* _TO DO_
Scan the material for the word "this", and copy each line where it shows up.

──────────────────────────────

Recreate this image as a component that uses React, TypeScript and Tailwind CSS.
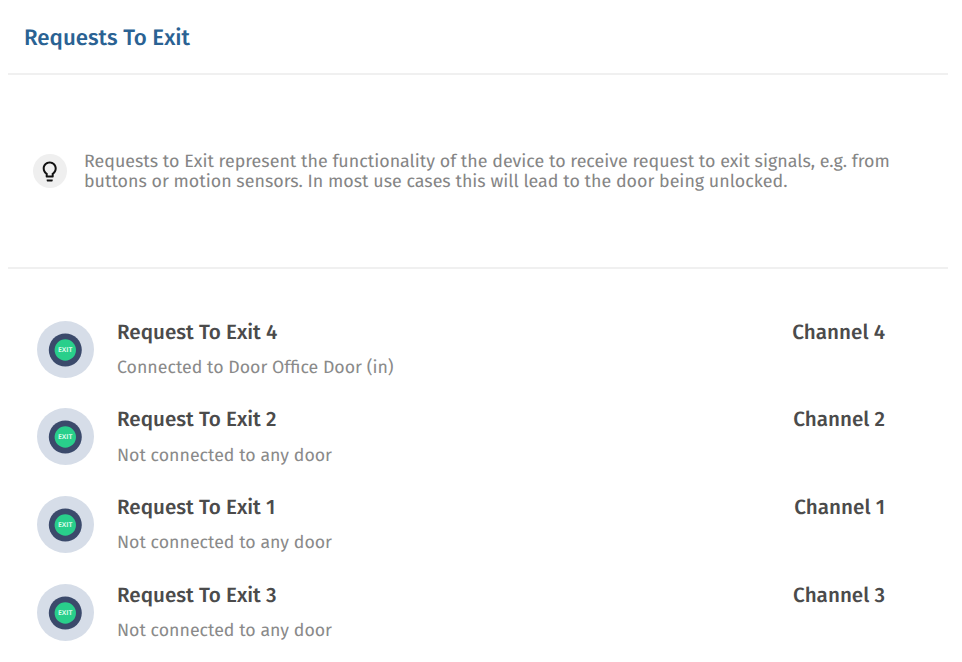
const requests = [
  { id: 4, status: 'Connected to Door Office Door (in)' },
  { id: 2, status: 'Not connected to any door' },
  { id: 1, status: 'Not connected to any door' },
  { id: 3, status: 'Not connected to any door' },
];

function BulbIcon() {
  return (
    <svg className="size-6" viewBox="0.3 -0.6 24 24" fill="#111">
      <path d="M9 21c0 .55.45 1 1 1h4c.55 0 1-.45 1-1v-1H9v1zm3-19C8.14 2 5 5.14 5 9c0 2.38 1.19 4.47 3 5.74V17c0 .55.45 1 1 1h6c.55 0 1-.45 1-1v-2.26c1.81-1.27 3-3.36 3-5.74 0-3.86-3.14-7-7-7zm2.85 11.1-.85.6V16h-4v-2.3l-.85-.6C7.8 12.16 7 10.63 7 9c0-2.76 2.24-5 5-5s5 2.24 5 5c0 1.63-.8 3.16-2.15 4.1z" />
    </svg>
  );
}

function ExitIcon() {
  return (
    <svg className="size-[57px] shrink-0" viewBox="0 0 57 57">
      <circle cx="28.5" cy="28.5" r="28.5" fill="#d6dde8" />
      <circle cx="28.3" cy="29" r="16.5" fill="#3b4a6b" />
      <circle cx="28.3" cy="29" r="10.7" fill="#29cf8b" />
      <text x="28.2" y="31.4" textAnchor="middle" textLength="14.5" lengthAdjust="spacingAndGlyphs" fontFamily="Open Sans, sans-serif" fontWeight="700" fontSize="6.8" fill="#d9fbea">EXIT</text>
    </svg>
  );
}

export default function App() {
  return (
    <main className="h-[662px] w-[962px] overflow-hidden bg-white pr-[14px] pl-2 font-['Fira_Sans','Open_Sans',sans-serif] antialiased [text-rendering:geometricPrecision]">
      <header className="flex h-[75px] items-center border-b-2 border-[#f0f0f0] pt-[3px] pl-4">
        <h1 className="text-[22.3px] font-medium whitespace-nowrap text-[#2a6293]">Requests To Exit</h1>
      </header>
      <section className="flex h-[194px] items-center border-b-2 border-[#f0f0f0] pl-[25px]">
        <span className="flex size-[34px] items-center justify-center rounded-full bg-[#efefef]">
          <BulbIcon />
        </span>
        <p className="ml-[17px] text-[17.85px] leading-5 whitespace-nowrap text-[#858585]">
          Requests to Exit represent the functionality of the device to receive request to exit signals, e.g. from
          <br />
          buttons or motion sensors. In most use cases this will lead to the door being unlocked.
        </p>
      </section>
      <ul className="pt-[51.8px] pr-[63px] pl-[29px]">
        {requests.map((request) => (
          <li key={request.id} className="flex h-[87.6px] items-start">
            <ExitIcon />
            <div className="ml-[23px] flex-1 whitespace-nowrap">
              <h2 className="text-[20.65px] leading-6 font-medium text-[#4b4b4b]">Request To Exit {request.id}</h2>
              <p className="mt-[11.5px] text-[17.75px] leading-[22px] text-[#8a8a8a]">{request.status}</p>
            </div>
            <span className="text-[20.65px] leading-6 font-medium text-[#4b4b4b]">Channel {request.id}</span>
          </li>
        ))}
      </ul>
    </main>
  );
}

──────────────────────────────

* _COMPLETED EXERCISE_
Recreate this image as a component that uses React, TypeScript and Tailwind CSS.
          buttons or motion sensors. In most use cases this will lead to the door being unlocked.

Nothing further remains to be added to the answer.